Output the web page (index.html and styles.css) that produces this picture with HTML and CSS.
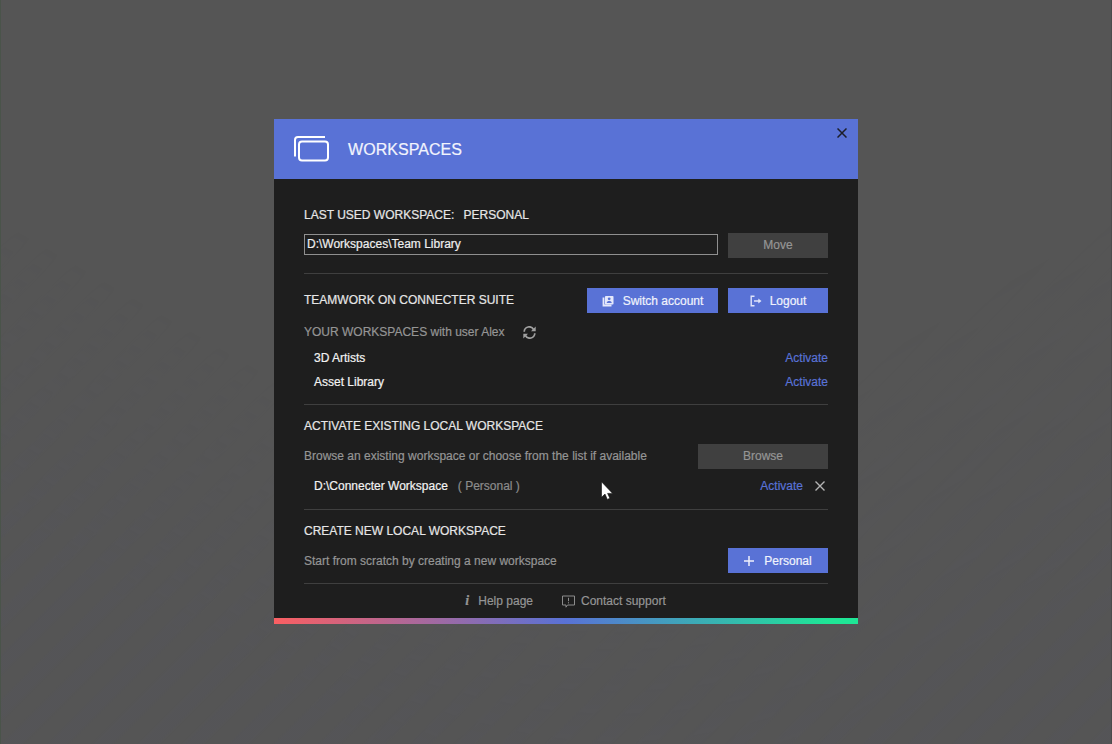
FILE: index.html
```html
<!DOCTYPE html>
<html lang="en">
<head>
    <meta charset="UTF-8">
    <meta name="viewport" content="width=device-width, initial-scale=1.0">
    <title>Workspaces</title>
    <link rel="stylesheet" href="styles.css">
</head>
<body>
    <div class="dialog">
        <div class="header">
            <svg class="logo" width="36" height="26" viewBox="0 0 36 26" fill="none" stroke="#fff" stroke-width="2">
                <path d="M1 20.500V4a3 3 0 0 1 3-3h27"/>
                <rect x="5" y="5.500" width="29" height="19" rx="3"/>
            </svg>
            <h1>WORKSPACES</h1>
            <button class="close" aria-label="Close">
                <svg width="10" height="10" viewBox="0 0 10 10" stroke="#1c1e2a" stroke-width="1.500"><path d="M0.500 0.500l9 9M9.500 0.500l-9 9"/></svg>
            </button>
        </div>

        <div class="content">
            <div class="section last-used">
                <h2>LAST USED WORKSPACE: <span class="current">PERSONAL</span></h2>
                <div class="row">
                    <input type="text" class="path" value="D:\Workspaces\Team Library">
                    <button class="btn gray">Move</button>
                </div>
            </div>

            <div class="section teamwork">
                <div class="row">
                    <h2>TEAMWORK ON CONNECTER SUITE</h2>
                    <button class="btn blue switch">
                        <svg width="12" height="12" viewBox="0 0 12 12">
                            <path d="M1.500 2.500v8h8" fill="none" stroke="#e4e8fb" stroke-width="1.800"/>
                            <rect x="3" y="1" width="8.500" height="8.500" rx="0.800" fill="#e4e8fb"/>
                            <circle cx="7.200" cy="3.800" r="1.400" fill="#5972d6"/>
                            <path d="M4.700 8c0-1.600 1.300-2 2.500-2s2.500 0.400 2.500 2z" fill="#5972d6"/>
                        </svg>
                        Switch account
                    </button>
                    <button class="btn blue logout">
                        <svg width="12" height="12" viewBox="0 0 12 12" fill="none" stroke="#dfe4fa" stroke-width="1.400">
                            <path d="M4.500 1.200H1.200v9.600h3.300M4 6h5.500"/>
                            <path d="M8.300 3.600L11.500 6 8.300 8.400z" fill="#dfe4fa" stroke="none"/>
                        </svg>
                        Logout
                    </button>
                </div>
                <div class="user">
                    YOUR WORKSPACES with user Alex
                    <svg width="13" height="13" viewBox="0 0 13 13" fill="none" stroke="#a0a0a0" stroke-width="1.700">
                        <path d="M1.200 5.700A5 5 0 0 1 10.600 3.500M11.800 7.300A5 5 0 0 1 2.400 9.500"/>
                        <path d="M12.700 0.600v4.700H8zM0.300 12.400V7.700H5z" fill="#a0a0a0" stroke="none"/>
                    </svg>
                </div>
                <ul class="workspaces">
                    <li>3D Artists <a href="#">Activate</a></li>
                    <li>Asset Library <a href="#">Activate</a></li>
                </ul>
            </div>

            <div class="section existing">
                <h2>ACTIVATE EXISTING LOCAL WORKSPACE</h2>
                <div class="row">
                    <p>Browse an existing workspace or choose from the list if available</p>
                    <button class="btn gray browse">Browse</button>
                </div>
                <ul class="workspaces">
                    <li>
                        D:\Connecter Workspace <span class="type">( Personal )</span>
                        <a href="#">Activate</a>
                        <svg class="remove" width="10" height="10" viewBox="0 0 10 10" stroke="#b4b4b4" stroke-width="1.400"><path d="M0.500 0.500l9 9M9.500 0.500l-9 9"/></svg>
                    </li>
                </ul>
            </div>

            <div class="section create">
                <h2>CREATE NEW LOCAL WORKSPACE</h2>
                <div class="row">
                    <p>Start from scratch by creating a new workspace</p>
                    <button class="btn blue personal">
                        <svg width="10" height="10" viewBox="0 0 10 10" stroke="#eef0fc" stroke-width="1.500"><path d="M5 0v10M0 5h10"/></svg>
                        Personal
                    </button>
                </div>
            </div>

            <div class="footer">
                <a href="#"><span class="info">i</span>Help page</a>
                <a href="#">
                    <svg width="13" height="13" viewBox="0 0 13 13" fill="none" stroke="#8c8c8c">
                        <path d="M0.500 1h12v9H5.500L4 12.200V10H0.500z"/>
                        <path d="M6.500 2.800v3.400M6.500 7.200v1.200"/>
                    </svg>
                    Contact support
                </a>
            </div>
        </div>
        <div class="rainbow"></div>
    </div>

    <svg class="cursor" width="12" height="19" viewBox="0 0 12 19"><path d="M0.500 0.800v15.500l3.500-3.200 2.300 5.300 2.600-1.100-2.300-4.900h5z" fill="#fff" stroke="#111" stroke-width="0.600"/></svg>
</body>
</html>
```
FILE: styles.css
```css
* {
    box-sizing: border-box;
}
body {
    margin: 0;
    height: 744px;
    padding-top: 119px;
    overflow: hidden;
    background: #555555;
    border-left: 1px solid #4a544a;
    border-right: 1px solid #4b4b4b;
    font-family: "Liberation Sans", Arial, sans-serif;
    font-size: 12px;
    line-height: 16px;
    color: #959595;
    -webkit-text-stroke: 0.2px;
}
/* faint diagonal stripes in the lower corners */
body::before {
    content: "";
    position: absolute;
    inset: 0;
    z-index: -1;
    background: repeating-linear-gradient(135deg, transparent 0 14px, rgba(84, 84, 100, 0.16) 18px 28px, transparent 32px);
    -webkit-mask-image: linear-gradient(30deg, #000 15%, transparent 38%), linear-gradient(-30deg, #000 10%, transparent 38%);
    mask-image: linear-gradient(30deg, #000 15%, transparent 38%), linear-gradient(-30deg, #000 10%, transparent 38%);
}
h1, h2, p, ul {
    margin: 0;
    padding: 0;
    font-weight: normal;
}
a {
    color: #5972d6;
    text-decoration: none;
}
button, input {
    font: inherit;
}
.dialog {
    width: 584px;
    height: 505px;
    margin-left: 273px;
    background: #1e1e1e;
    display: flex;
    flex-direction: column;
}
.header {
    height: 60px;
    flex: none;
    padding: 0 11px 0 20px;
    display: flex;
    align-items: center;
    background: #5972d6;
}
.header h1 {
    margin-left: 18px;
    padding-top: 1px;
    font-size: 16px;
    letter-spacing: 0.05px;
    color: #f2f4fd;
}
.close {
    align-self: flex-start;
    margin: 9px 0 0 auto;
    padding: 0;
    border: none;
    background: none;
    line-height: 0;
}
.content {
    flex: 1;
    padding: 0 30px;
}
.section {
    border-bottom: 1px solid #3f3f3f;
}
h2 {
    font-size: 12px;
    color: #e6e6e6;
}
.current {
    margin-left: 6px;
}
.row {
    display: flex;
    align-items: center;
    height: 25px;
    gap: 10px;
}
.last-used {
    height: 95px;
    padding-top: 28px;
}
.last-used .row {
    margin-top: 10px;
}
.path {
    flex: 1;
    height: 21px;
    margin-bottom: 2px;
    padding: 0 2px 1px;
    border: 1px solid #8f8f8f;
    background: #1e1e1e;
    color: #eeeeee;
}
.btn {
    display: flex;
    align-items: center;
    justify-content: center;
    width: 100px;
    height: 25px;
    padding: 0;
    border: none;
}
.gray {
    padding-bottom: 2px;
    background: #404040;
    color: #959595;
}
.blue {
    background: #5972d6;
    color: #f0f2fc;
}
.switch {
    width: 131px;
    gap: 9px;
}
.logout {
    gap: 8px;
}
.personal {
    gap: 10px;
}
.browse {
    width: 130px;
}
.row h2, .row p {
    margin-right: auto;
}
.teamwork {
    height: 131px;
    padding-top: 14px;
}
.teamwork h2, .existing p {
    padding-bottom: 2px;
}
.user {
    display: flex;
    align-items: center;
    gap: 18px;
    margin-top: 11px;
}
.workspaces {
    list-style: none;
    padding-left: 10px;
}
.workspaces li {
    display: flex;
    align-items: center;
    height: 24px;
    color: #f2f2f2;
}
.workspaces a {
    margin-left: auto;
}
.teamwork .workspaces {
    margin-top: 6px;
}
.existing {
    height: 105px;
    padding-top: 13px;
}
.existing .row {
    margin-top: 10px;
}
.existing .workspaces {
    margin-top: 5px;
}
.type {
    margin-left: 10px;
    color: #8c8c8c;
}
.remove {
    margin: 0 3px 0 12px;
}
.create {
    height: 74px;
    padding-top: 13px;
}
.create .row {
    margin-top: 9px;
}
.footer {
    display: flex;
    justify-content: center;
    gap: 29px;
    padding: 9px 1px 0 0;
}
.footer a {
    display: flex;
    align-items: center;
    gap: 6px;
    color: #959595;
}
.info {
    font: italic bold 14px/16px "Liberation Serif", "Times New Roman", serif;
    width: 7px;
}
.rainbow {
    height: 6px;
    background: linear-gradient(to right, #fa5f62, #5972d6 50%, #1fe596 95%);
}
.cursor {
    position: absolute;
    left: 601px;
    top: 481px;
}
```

WHAT TO PRODUCE.
Search the preceding listing for the word "index" and pull out every line that holds it.

FULL ANSWER.
Output the web page (index.html and styles.css) that produces this picture with HTML and CSS.
FILE: index.html
    z-index: -1;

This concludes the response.